* What you have to do *
Check each line of the data below for the word "this", then extract the ones that have it.

* Source data *
◇ ◇ ◇ ◇ ◇

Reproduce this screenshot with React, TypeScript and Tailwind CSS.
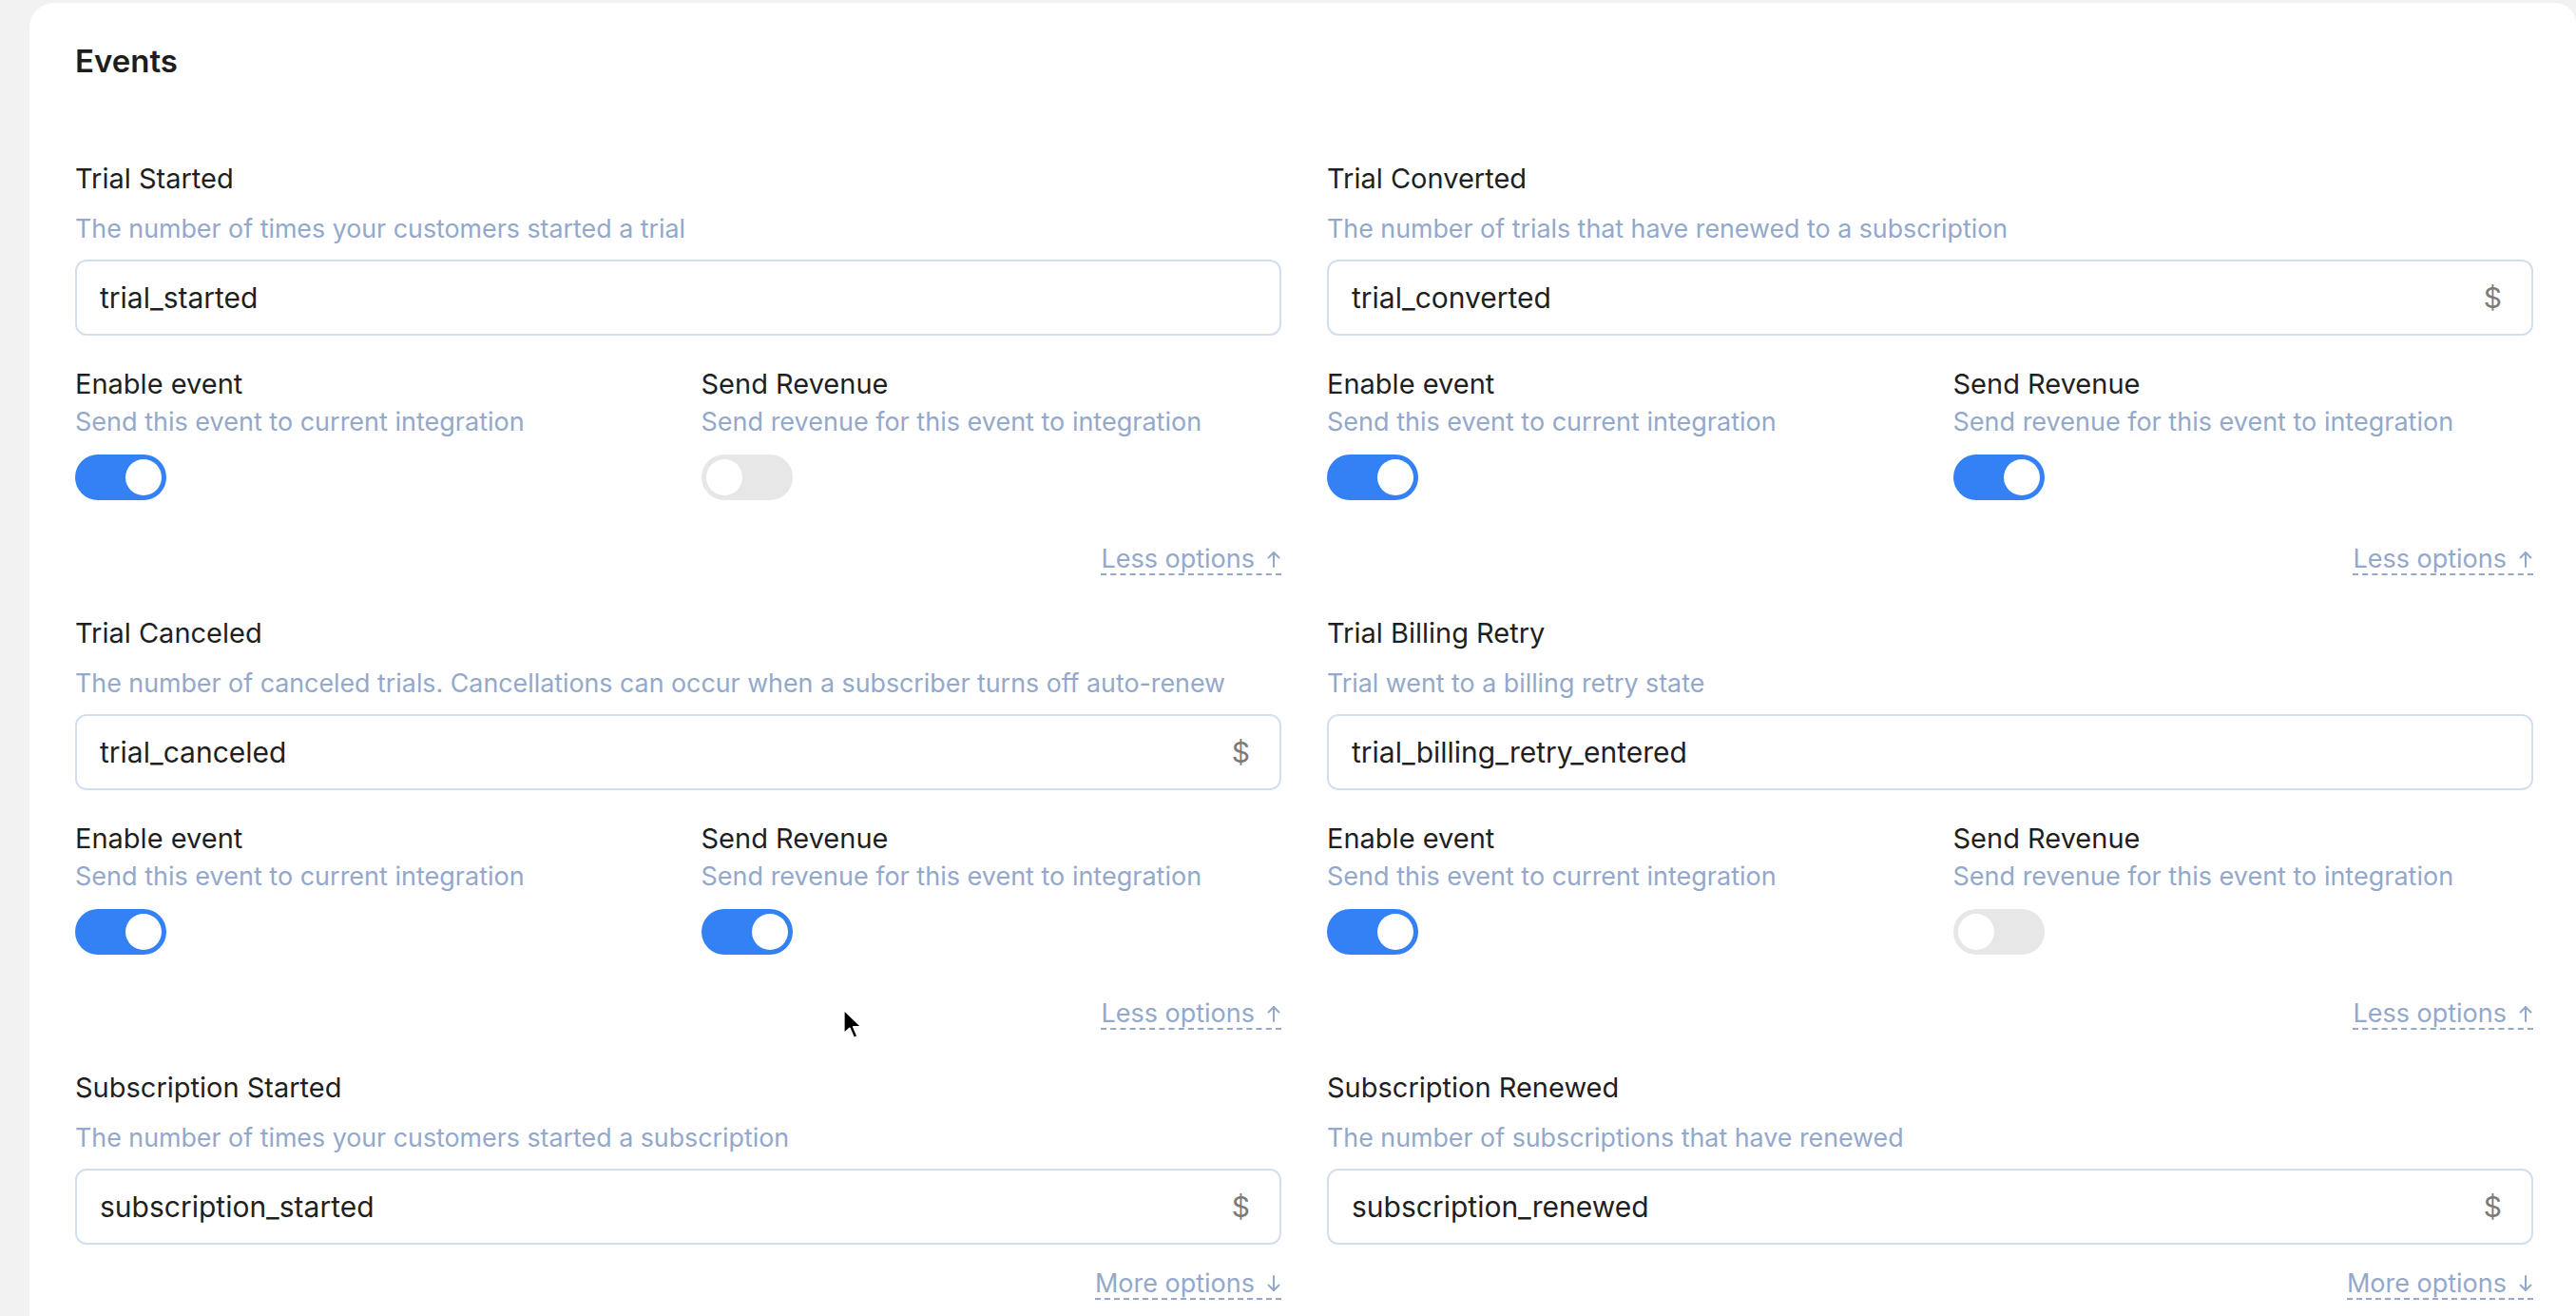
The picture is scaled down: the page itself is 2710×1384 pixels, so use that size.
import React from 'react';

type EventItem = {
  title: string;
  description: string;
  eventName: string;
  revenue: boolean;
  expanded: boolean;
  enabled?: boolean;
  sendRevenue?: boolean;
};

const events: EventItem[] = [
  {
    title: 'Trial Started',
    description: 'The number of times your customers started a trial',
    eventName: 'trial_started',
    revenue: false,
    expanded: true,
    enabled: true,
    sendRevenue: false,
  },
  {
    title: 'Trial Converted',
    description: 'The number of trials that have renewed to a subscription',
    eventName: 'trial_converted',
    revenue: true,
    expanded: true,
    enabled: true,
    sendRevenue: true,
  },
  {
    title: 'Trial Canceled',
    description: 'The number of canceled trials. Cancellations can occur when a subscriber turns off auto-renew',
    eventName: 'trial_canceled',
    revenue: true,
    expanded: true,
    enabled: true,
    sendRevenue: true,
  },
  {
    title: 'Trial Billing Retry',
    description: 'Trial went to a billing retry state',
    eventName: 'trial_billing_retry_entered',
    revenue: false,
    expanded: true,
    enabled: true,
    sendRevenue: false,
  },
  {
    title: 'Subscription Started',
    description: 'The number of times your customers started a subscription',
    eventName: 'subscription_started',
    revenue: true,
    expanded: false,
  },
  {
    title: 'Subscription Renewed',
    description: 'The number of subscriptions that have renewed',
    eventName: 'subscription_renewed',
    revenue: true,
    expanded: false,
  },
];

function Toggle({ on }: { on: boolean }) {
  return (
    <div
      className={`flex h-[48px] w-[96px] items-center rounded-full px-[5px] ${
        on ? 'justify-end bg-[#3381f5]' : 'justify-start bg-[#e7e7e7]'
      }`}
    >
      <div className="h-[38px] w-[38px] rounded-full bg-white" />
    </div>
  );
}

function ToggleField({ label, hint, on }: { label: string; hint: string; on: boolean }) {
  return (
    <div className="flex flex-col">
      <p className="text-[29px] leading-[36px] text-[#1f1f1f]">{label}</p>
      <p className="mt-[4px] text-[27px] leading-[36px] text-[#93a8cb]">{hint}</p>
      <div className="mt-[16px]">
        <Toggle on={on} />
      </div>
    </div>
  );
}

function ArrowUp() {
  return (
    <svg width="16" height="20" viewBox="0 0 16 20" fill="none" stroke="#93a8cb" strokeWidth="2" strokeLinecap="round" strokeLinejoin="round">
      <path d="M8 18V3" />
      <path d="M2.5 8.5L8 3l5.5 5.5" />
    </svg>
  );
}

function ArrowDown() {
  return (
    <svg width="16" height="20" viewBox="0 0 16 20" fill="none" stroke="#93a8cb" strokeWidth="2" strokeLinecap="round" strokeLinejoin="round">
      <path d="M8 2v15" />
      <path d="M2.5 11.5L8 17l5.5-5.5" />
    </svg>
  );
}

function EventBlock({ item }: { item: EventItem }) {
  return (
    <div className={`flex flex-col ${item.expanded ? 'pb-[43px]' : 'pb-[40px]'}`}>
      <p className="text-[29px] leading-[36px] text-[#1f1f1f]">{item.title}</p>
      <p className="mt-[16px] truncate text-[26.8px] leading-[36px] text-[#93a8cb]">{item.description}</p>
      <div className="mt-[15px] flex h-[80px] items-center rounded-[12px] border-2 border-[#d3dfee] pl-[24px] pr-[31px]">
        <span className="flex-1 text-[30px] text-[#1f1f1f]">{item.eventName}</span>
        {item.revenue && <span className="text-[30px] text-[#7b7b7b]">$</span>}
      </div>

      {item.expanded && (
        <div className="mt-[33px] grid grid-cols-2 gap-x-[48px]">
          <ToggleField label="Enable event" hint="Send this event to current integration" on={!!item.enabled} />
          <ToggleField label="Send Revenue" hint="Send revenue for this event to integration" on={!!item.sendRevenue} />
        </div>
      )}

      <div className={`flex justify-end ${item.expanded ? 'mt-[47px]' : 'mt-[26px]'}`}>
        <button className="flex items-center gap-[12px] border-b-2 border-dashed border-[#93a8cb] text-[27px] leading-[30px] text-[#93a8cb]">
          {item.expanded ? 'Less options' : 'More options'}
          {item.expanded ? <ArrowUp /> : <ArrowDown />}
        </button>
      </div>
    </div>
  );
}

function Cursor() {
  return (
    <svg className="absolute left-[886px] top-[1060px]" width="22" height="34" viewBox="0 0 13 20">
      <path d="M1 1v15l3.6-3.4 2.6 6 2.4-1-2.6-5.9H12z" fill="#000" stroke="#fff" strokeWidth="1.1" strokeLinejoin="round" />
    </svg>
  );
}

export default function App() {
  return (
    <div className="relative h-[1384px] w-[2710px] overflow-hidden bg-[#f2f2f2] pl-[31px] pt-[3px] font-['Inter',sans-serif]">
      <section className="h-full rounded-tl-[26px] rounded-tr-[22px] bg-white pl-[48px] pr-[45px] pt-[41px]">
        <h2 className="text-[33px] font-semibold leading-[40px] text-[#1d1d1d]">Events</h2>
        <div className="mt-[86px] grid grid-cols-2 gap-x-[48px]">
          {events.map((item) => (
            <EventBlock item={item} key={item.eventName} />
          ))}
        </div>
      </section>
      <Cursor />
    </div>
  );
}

◇ ◇ ◇ ◇ ◇

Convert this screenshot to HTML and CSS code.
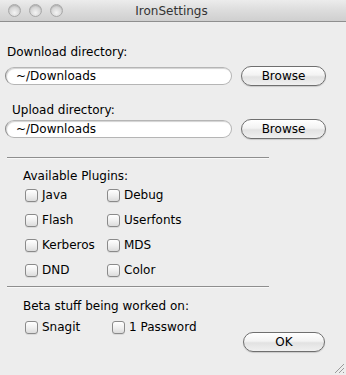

◇ ◇ ◇ ◇ ◇

* Task solution *
Reproduce this screenshot with React, TypeScript and Tailwind CSS.
          <ToggleField label="Enable event" hint="Send this event to current integration" on={!!item.enabled} />
          <ToggleField label="Send Revenue" hint="Send revenue for this event to integration" on={!!item.sendRevenue} />
Convert this screenshot to HTML and CSS code.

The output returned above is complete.